Now, we have supposed unretouched images of Beyonce's L'Oreal ads being thrown into the spotlight.

It's starting to feel like a witch hunt. Let's take images we weren't supposed to see and use those as examples to prove that everyone has flaws?

Instead of focusing on finding ways to encourage women to feel good about themselves regardless of the perfected images that engulf us, it's as if we're choosing "beautiful" women to throw under the bus to make us feel better about ourselves.
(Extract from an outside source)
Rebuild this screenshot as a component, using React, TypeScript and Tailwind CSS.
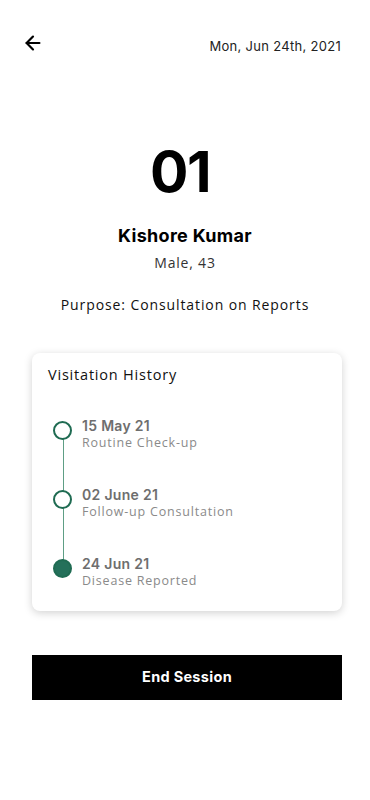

It's like those sections in tabloids where they share photos of celebrities caught in uncompromising poses or without makeup or from a really bad angle. Why do we want to see those images if not to feel better about ourselves? If not to gain, if only for a moment, an opportunity to feel better than "them." To feel like we've caught them red-handed in their trickery.

To be able to point our fingers and say, look at you. You're not perfect. Maybe I'm not so bad after all.

That's not the best way to win this battle for ourselves.

By patting ourselves on the back and forcing select women to become our empowered heroes.

What if they don't want to be?

Are we only exposing what is ugly about ourselves?

Let's not get lost in our need to feel empowered by turning against each other. Let's not get lost in our need to prove to the world that we are OK just the way we are by hurting other women in the process.

Let's hold our heads high and let every individual woman decide for herself, how she wishes to be portrayed, even those women who we might feel unexpressed envy towards.

Let us not forget that every woman must create her own empowerment.